§ Short problem: Among the records below, find each line that includes the string "this" and copy it.

§ Records supplied:
______
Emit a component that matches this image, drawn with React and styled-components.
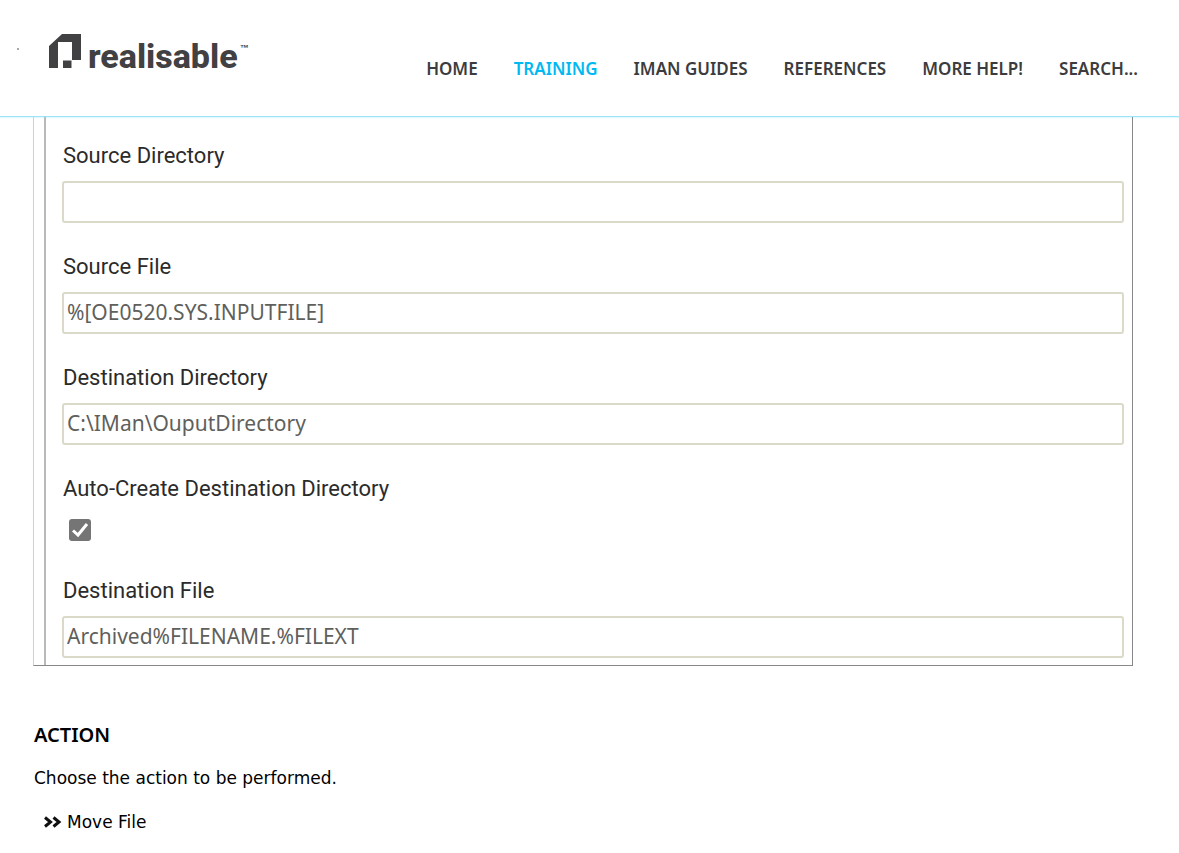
______
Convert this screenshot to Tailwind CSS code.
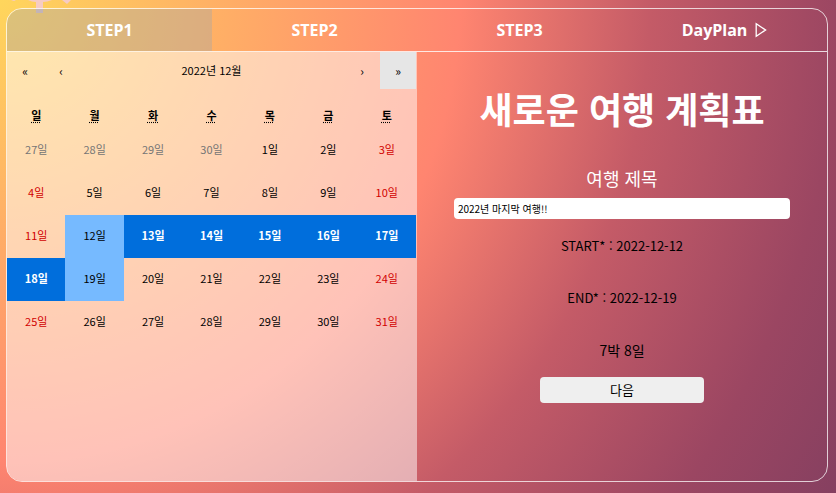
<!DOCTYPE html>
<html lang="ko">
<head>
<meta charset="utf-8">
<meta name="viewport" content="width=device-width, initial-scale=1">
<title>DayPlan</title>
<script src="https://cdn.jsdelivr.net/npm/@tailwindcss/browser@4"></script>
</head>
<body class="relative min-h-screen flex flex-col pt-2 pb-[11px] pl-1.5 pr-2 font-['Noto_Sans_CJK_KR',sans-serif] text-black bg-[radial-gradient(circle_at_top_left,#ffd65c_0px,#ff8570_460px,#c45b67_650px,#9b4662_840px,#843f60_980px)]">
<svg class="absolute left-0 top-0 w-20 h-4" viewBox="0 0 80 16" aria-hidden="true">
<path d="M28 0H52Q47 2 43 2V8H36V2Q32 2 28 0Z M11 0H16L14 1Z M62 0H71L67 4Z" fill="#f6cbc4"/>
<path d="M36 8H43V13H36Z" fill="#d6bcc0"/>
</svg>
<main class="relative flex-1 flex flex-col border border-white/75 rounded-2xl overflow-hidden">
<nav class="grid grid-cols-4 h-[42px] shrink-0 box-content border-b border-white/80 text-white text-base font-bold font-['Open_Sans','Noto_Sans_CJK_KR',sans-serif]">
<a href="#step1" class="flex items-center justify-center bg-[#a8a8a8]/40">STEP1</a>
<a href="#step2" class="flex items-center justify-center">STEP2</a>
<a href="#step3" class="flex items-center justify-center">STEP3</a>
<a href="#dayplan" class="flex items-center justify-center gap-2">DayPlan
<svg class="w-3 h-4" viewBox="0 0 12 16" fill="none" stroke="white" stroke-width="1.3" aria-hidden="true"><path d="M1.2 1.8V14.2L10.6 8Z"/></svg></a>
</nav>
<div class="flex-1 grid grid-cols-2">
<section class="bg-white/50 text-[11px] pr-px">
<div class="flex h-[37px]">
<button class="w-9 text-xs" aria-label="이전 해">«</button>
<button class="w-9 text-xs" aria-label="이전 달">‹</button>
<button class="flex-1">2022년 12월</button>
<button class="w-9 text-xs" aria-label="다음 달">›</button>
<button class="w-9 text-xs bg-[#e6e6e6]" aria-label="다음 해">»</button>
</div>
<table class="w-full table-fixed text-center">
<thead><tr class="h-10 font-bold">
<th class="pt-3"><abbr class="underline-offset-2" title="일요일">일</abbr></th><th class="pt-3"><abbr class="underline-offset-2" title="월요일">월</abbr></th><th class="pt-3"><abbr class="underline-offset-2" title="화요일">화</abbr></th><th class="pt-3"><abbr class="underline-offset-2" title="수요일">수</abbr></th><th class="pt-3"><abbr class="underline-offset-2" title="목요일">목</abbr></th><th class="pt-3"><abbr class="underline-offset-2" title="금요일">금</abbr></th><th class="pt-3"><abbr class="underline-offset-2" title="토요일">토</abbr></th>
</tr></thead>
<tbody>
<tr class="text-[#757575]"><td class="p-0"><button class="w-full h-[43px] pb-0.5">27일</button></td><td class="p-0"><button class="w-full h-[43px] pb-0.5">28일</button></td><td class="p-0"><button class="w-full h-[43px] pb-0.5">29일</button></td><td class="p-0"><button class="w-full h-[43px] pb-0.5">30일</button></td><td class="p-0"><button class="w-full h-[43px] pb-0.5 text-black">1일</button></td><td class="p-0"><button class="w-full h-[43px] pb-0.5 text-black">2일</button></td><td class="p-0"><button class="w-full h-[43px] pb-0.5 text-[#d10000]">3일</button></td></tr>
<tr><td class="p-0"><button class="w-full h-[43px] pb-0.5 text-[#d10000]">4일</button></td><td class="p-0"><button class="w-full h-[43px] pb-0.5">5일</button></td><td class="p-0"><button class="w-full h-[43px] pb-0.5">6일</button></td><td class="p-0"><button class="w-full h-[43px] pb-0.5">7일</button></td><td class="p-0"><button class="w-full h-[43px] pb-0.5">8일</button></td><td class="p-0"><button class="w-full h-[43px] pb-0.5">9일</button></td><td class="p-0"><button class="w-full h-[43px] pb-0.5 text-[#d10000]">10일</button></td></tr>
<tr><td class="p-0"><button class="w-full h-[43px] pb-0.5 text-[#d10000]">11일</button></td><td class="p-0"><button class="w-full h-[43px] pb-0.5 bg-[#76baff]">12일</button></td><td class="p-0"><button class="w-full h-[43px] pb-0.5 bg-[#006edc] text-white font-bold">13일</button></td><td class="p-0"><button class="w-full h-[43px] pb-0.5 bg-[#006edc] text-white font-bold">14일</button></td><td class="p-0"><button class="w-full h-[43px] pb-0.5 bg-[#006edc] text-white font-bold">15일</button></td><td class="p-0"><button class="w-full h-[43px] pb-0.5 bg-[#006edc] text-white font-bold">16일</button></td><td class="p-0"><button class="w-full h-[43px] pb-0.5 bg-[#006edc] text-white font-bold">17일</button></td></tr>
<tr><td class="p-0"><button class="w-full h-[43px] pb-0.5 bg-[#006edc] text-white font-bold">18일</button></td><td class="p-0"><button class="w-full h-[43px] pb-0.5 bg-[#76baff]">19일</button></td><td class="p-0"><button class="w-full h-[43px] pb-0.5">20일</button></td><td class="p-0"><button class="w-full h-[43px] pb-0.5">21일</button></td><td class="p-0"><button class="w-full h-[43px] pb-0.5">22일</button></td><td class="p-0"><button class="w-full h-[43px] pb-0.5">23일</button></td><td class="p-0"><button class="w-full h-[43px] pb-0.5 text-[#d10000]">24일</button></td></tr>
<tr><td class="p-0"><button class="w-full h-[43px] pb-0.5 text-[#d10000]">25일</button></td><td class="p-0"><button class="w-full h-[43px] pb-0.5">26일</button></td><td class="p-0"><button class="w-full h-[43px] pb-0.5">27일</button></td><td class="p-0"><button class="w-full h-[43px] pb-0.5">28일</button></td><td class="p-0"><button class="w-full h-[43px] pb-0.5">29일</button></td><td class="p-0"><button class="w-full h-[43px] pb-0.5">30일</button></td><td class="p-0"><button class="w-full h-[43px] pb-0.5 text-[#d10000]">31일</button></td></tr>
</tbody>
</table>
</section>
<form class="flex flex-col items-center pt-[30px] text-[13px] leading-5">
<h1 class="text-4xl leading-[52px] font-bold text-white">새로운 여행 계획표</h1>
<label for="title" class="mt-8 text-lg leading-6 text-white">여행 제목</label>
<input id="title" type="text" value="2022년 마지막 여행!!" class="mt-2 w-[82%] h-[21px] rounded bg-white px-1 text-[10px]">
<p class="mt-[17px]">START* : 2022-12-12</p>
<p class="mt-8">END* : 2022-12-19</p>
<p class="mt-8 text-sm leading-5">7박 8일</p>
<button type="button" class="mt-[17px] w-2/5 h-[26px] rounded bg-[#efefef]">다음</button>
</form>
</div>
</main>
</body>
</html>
______
§ The answer:
Emit a component that matches this image, drawn with React and styled-components.
Convert this screenshot to Tailwind CSS code.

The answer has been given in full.